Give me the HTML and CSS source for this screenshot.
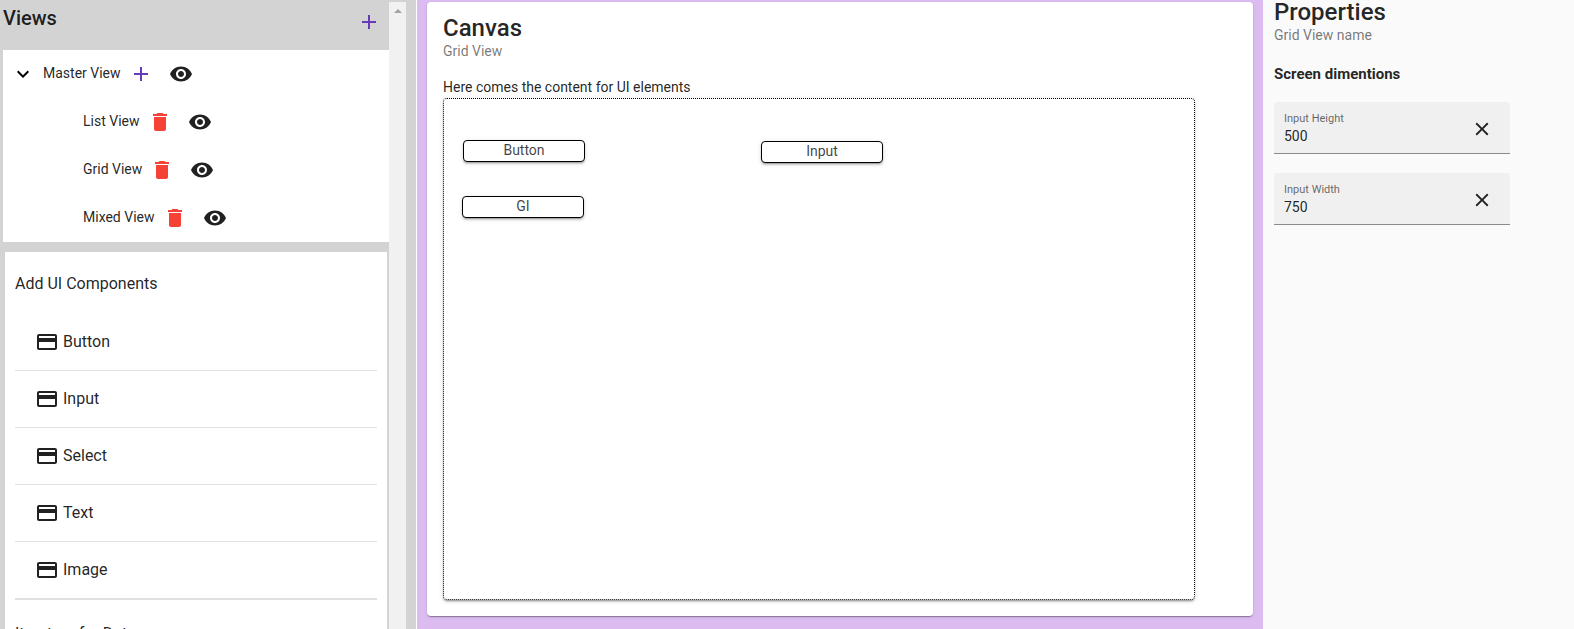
FILE: index.html
```html
<!DOCTYPE html>
<html lang="en">
<head>
<meta charset="utf-8">
<title>UI Builder</title>
<link rel="stylesheet" href="styles.css">
</head>
<body>
<svg class="sprite" aria-hidden="true">
  <symbol id="add" viewBox="0 0 24 24"><path d="M19 13h-6v6h-2v-6H5v-2h6V5h2v6h6v2z"/></symbol>
  <symbol id="expand" viewBox="0 0 24 24"><path d="M16.59 8.59L12 13.17 7.41 8.59 6 10l6 6 6-6z"/></symbol>
  <symbol id="eye" viewBox="0 0 24 24"><path d="M12 4.5C7 4.5 2.73 7.61 1 12c1.73 4.39 6 7.5 11 7.5s9.27-3.11 11-7.5c-1.73-4.39-6-7.5-11-7.5zM12 17c-2.76 0-5-2.24-5-5s2.24-5 5-5 5 2.24 5 5-2.24 5-5 5zm0-8c-1.66 0-3 1.34-3 3s1.34 3 3 3 3-1.34 3-3-1.34-3-3-3z"/></symbol>
  <symbol id="trash" viewBox="0 0 24 24"><path d="M6 19c0 1.1.9 2 2 2h8c1.1 0 2-.9 2-2V7H6v12zM19 4h-3.5l-1-1h-5l-1 1H5v2h14V4z"/></symbol>
  <symbol id="card" viewBox="0 0 24 24"><path d="M20 4H4c-1.11 0-1.99.89-1.99 2L2 18c0 1.11.89 2 2 2h16c1.11 0 2-.89 2-2V6c0-1.11-.89-2-2-2zm0 14H4v-6h16v6zm0-10H4V6h16v2z"/></symbol>
  <symbol id="close" viewBox="0 0 24 24"><path d="M19 6.41L17.59 5 12 10.59 6.41 5 5 6.41 10.59 12 5 17.59 6.41 19 12 13.41 17.59 19 19 17.59 13.41 12z"/></symbol>
</svg>
<div class="app">
  <aside class="sidebar">
    <div class="sidebar-content">
      <header class="views-header">
        <h2 class="views-title">Views</h2>
        <button class="icon-button primary" aria-label="Add master view"><svg class="icon"><use href="#add"/></svg></button>
      </header>
      <ul class="tree">
        <li class="node">
          <button class="icon-button toggle" aria-label="Collapse"><svg class="icon"><use href="#expand"/></svg></button>
          <span class="node-name">Master View</span>
          <button class="icon-button primary" aria-label="Add view"><svg class="icon"><use href="#add"/></svg></button>
          <button class="icon-button" aria-label="Show Master View"><svg class="icon"><use href="#eye"/></svg></button>
        </li>
        <li class="node child">
          <span class="node-name">List View</span>
          <button class="icon-button warn" aria-label="Delete List View"><svg class="icon"><use href="#trash"/></svg></button>
          <button class="icon-button" aria-label="Show List View"><svg class="icon"><use href="#eye"/></svg></button>
        </li>
        <li class="node child">
          <span class="node-name">Grid View</span>
          <button class="icon-button warn" aria-label="Delete Grid View"><svg class="icon"><use href="#trash"/></svg></button>
          <button class="icon-button" aria-label="Show Grid View"><svg class="icon"><use href="#eye"/></svg></button>
        </li>
        <li class="node child">
          <span class="node-name">Mixed View</span>
          <button class="icon-button warn" aria-label="Delete Mixed View"><svg class="icon"><use href="#trash"/></svg></button>
          <button class="icon-button" aria-label="Show Mixed View"><svg class="icon"><use href="#eye"/></svg></button>
        </li>
      </ul>
      <section class="components">
        <h3 class="group-title">Add UI Components</h3>
        <ul class="component-list">
          <li class="component"><svg class="icon"><use href="#card"/></svg>Button</li>
          <li class="component"><svg class="icon"><use href="#card"/></svg>Input</li>
          <li class="component"><svg class="icon"><use href="#card"/></svg>Select</li>
          <li class="component"><svg class="icon"><use href="#card"/></svg>Text</li>
          <li class="component"><svg class="icon"><use href="#card"/></svg>Image</li>
        </ul>
        <h3 class="group-title">Iterators for Data</h3>
      </section>
    </div>
    <div class="scrollbar"><span class="scroll-arrow"></span></div>
  </aside>
  <main class="workspace">
    <section class="card">
      <h1 class="title">Canvas</h1>
      <p class="subtitle">Grid View</p>
      <p class="hint">Here comes the content for UI elements</p>
      <div class="board">
        <button class="element element-button">Button</button>
        <button class="element element-input">Input</button>
        <button class="element element-gi">GI</button>
      </div>
    </section>
  </main>
  <aside class="properties">
    <h1 class="title">Properties</h1>
    <p class="subtitle">Grid View name</p>
    <h4 class="section-title">Screen dimentions</h4>
    <div class="field">
      <div class="field-text">
        <label class="field-label" for="height">Input Height</label>
        <input class="field-input" id="height" type="text" value="500">
      </div>
      <button class="icon-button clear" aria-label="Clear height"><svg class="icon medium"><use href="#close"/></svg></button>
    </div>
    <div class="field">
      <div class="field-text">
        <label class="field-label" for="width">Input Width</label>
        <input class="field-input" id="width" type="text" value="750">
      </div>
      <button class="icon-button clear" aria-label="Clear width"><svg class="icon medium"><use href="#close"/></svg></button>
    </div>
  </aside>
</div>
</body>
</html>
```

FILE: styles.css
```css
* { box-sizing: border-box; }

body {
  margin: 0;
  height: 100vh;
  overflow: hidden;
  background: #fafafa;
  color: rgba(0, 0, 0, 0.87);
  font: 400 14px/20px Roboto, sans-serif;
}

h1, h2, h3, h4, p, ul { margin: 0; padding: 0; }
ul { list-style: none; }

.sprite { display: none; }

.app {
  display: grid;
  grid-template-columns: 416fr 847fr 311fr;
  height: 100%;
}

.icon {
  display: block;
  flex: none;
  width: 24px;
  height: 24px;
  fill: currentColor;
}
.icon.medium { width: 22px; height: 22px; }

.icon-button {
  display: flex;
  align-items: center;
  justify-content: center;
  width: 40px;
  height: 40px;
  padding: 0;
  border: 0;
  background: none;
  color: inherit;
}
.primary { color: #673ab7; }
.warn { color: #f44336; }

/* Sidebar */
.sidebar {
  display: flex;
  min-height: 0;
  overflow: hidden;
  padding-right: 10px;
  background: #d3d3d3;
}
.sidebar-content { flex: 1; }

.views-header {
  display: flex;
  justify-content: space-between;
  height: 50px;
  padding-left: 3px;
}
.views-header .icon-button { margin-top: 2px; }
.views-title { padding-top: 2px; font: 500 20px/32px Roboto, sans-serif; }

.tree { margin-left: 3px; background: #fff; }
.node { display: flex; align-items: center; height: 48px; }
.node-name { padding-bottom: 2px; }
.child { padding-left: 80px; }
.toggle { color: #000; }

.components {
  margin: 10px 2px 0 5px;
  padding: 16px 10px 0;
  background: #fff;
}
.group-title { font: 400 16px/32px Roboto, sans-serif; }
.component-list { margin: 14px 0 18px; border-bottom: 1px solid #e0e0e0; }
.component {
  display: flex;
  align-items: center;
  gap: 4px;
  height: 57px;
  padding-left: 20px;
  border-bottom: 1px solid #e0e0e0;
  font-size: 16px;
}

.scrollbar {
  width: 17px;
  margin-top: 2px;
  padding-top: 7px;
  background: #f1f1f1;
}
.scroll-arrow {
  display: block;
  width: 8px;
  margin: 0 auto;
  border: 4px solid transparent;
  border-top: 0;
  border-bottom-color: #a3a3a3;
}

/* Canvas */
.workspace {
  padding: 2px 10px;
  border-left: 1px solid #fff;
  background: #dcbcf0;
}
.card {
  padding: 16px;
  border-radius: 4px;
  background: #fff;
  box-shadow: 0 2px 1px -1px rgba(0, 0, 0, 0.2), 0 1px 1px rgba(0, 0, 0, 0.14), 0 1px 3px rgba(0, 0, 0, 0.12);
}
.title { font: 500 24px/20px Roboto, sans-serif; }
.subtitle { padding-top: 3px; color: rgba(0, 0, 0, 0.54); }
.hint { padding: 16px 0 1px; }
.board {
  position: relative;
  width: 752px;
  height: 502px;
  border: 1px dotted #000;
  border-radius: 4px;
  box-shadow: 0 3px 1px -2px rgba(0, 0, 0, 0.2), 0 2px 2px rgba(0, 0, 0, 0.14), 0 1px 5px rgba(0, 0, 0, 0.12);
}
.element {
  position: absolute;
  width: 122px;
  height: 22px;
  padding: 0 0 1px;
  border: 1px solid #000;
  border-radius: 4px;
  background: #fff;
  color: rgba(0, 0, 0, 0.75);
  font: inherit;
  line-height: 19px;
  box-shadow: 0 3px 1px -2px rgba(0, 0, 0, 0.2), 0 2px 2px rgba(0, 0, 0, 0.14), 0 1px 5px rgba(0, 0, 0, 0.12);
}
.element-button { left: 19px; top: 41px; }
.element-input { left: 317px; top: 42px; }
.element-gi { left: 18px; top: 97px; }

/* Properties */
.properties { padding: 2px 64px 0 11px; }
.section-title { padding: 19px 0 18px; font: 700 15px/20px Roboto, sans-serif; }
.field {
  display: flex;
  align-items: center;
  height: 52px;
  margin-bottom: 19px;
  padding: 0 8px 0 10px;
  border-bottom: 1px solid #8a8a8a;
  border-radius: 4px 4px 0 0;
  background: #f0f0f0;
}
.field-text { display: flex; flex: 1; flex-direction: column; min-width: 0; }
.field-label { color: rgba(0, 0, 0, 0.6); font-size: 11px; line-height: 16px; }
.field-input {
  width: 100%;
  padding: 0;
  border: 0;
  background: none;
  color: inherit;
  font: inherit;
  line-height: 18px;
}
.clear { padding-top: 3px; }
```
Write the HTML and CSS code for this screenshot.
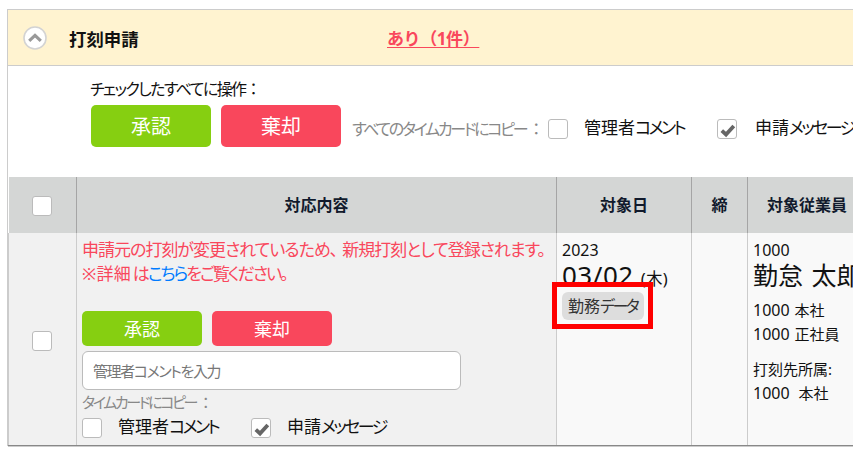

__PROBLEM DESCRIPTION__
Wherever the string "this" appears in the entries above, list that line.

__SOLVED PROBLEM__
Give me the HTML and CSS source for this screenshot.
Write the HTML and CSS code for this screenshot.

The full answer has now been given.